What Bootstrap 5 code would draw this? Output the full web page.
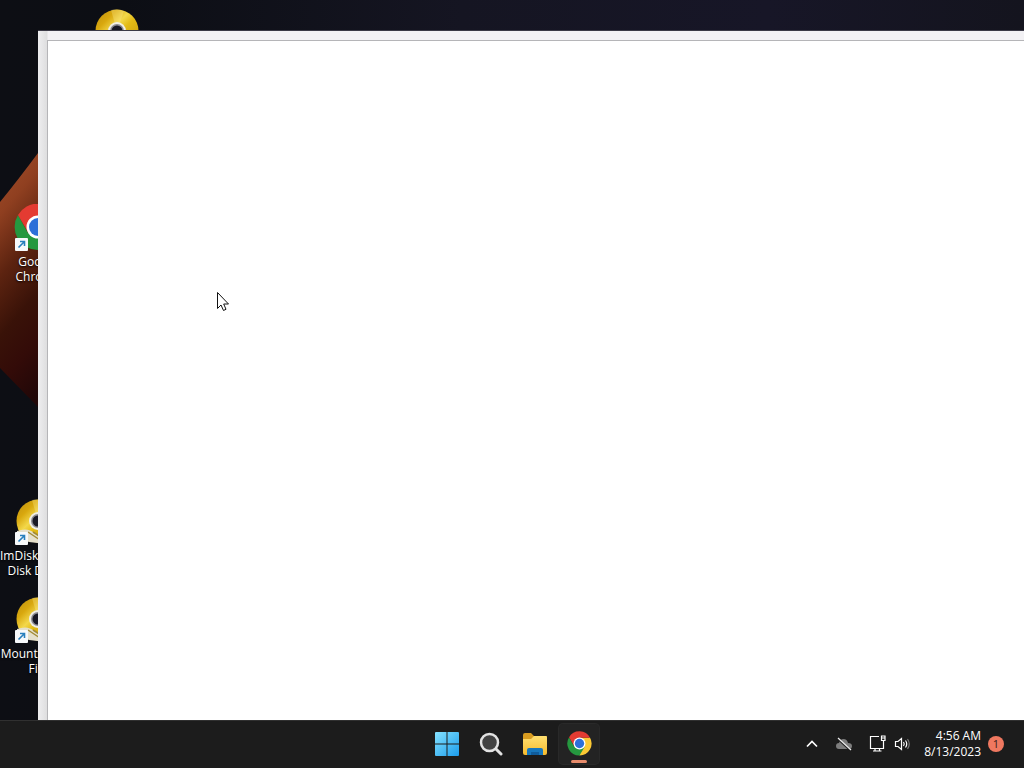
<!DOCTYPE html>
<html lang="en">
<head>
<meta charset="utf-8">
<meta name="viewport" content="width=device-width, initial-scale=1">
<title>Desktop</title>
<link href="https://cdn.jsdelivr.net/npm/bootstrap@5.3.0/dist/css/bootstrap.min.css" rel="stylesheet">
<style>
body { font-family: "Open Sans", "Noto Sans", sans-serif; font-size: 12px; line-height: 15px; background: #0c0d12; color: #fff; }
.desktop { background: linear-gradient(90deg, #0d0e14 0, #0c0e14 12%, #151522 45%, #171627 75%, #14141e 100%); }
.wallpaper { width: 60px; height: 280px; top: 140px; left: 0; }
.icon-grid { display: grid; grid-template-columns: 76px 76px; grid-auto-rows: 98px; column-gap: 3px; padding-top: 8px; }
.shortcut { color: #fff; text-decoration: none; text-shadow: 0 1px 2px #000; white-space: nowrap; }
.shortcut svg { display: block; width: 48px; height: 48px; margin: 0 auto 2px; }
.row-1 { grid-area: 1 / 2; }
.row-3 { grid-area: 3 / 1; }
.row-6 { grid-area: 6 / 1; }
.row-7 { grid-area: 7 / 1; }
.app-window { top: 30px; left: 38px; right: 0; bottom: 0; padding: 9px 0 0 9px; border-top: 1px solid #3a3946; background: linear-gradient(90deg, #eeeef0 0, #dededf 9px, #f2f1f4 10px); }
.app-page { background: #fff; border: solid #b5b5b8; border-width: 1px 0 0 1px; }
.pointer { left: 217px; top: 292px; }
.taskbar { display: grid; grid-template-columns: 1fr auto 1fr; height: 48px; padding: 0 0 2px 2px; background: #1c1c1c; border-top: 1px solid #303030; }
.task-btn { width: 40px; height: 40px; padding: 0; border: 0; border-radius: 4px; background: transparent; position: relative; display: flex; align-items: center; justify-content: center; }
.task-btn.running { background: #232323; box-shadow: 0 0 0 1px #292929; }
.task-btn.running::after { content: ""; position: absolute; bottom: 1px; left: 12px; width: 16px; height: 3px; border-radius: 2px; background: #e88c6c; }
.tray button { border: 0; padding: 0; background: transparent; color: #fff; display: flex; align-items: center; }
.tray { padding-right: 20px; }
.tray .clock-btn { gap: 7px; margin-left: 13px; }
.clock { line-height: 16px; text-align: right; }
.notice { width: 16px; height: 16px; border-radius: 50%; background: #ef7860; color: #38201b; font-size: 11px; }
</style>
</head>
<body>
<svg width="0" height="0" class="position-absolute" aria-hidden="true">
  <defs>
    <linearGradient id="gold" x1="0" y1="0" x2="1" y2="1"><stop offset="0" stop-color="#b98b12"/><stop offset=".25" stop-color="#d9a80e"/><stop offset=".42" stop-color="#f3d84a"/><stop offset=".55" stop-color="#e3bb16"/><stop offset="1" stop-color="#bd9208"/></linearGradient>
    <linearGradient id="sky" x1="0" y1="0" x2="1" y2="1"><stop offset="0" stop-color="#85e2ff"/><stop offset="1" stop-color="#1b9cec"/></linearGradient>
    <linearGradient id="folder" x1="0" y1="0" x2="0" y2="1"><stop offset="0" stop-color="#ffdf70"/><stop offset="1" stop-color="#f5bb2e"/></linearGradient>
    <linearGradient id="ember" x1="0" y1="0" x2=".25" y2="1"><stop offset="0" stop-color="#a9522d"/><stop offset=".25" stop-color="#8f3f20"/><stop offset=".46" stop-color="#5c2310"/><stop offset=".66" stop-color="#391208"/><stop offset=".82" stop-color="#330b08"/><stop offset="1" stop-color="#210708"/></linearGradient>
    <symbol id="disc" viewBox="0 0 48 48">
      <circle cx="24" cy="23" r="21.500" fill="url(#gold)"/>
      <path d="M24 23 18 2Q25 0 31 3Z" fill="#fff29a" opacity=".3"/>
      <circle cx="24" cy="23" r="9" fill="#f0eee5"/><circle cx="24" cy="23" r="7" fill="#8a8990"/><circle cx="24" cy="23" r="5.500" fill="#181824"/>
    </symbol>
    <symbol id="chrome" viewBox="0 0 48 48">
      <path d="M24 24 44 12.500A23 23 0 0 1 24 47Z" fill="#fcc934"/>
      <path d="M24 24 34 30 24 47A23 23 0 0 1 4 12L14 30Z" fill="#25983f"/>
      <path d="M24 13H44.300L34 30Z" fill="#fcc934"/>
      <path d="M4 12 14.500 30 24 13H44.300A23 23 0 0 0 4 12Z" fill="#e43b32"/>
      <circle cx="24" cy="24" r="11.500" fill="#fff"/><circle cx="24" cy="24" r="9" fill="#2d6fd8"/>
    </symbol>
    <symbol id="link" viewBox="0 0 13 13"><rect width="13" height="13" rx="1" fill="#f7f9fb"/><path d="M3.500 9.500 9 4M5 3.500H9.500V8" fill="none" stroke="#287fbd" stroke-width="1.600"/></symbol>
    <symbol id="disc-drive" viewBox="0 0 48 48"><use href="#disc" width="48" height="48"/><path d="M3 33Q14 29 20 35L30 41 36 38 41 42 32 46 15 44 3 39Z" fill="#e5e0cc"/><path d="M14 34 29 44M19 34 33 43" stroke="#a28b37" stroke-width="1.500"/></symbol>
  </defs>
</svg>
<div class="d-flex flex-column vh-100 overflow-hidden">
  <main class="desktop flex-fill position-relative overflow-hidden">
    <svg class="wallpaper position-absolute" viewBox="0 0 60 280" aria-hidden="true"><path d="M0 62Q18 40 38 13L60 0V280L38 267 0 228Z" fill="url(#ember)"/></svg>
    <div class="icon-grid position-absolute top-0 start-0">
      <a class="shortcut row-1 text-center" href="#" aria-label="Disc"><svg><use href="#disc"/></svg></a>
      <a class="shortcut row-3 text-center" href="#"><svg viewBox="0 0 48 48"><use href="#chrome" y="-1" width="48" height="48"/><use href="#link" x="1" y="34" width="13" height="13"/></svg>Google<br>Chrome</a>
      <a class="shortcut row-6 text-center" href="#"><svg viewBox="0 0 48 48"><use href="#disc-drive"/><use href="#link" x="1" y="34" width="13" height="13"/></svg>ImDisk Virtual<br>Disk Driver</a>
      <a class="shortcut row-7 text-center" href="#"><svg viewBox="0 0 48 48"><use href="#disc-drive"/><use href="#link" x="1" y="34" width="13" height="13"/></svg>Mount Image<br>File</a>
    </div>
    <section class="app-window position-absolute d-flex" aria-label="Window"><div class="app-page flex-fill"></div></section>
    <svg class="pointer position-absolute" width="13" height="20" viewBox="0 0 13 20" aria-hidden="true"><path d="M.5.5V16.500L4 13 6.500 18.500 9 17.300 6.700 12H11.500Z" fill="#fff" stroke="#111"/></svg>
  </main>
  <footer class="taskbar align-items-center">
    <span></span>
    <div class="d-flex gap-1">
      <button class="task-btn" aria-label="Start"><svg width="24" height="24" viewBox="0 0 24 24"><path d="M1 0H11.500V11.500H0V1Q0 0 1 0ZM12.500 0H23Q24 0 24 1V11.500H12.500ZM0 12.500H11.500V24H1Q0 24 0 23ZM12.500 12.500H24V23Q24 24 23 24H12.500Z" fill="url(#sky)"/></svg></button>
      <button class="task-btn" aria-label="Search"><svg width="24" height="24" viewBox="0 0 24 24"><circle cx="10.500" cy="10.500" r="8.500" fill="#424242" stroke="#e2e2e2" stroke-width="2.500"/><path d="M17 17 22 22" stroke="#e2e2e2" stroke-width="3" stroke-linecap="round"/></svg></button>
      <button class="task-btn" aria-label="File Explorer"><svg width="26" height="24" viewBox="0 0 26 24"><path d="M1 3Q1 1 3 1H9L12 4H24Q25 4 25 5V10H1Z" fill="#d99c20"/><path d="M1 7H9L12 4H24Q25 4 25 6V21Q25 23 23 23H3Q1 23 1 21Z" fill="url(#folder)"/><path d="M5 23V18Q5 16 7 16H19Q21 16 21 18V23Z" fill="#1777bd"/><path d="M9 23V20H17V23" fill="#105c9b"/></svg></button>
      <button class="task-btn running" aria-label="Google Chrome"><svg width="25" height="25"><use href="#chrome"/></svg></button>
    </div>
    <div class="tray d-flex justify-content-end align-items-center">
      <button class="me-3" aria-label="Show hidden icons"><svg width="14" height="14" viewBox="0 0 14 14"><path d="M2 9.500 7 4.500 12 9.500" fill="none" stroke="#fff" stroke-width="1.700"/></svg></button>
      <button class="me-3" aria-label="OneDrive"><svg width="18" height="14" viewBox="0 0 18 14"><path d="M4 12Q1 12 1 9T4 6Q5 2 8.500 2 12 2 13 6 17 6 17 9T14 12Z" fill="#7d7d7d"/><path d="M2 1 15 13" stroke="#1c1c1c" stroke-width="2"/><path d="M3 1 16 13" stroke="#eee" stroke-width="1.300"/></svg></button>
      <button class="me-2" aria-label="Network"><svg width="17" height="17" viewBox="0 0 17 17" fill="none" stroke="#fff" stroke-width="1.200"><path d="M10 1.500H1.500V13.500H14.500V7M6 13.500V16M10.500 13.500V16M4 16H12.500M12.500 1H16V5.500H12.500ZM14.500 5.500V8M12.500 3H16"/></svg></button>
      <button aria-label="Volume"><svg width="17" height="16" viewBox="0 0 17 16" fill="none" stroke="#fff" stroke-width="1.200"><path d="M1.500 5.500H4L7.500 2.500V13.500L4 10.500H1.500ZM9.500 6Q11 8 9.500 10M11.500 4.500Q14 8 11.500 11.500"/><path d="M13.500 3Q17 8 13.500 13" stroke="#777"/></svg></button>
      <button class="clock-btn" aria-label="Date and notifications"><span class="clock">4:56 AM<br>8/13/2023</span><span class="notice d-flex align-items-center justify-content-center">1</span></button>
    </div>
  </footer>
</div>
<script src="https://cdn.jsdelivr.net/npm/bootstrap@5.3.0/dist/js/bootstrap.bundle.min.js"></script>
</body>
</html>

----------

**Exercise aim:**
Identify lines with the string "page". Copy each one.

**Response to this task:**
What Bootstrap 5 code would draw this? Output the full web page.
.app-page { background: #fff; border: solid #b5b5b8; border-width: 1px 0 0 1px; }
    <section class="app-window position-absolute d-flex" aria-label="Window"><div class="app-page flex-fill"></div></section>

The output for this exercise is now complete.